Пер. с франц. В. Лысенко
* Статья из журнала Etre, 1983, 1.
[1]
Reinhold Messner. Grenzbereich Todeszone. Ullstein Buecher, 1980.
[2] A. Heim. Notizen über den Tod durch Absturz. Jahrbuch des Schweizer Alpenclubs, 27. 1982.
[3]
В немецких университетах XIX в. название должности
внештатных преподавателей, которые вели
занятия со студентами.
[4] Старая немецкая монета.
[5] То, что все возможные выходы в мир закрыты, символически выражается в покрывале ночи, которое, как свидетельствуют многие выжившие жертвы, окутывало их падение.
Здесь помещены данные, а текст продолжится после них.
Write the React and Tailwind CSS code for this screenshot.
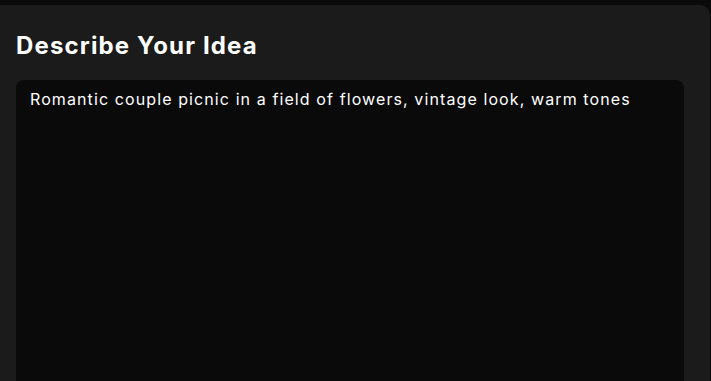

[6] Наша интерпретация сближается здесь с классическим бергсонианским тезисом, согласно которому память подвергает воспоминания фильтрации, пропуская только те из них, которые имеют прямое отношение к настоящей ситуации. Но ведь падение в горах представляет собой такую ситуацию, в которой немыслимо никакое действие. Операция фильтрации теряет тем самым свою цель Из этого возможны два варианта развития событий: либо отупение, полный ступор (некоторые свидетельства говорят именно об этом); либо, напротив, хаотическое мелькание воспоминаний, то есть шлюзы памяти широко раскрываются.
[7] См. например статью: O. Pfister. Schockdenken und Schockphantasien bei hoechster Todesgefahr (Мысли и фантазии в состоянии шока, вызванного крайней смертельной опасностью). Zeitschrift fuer Psychoanalyse XVI, 1930, p. 430-455. Эта статья содержит множество ссылок на случаи, представленные А. Хаймом.
[8] У других авторов эти схемы сочетаются с разными невро-физиологическими гипотезами (секрецией эндо-морфинов и т.п.), которые мы не можем принять здесь во внимание.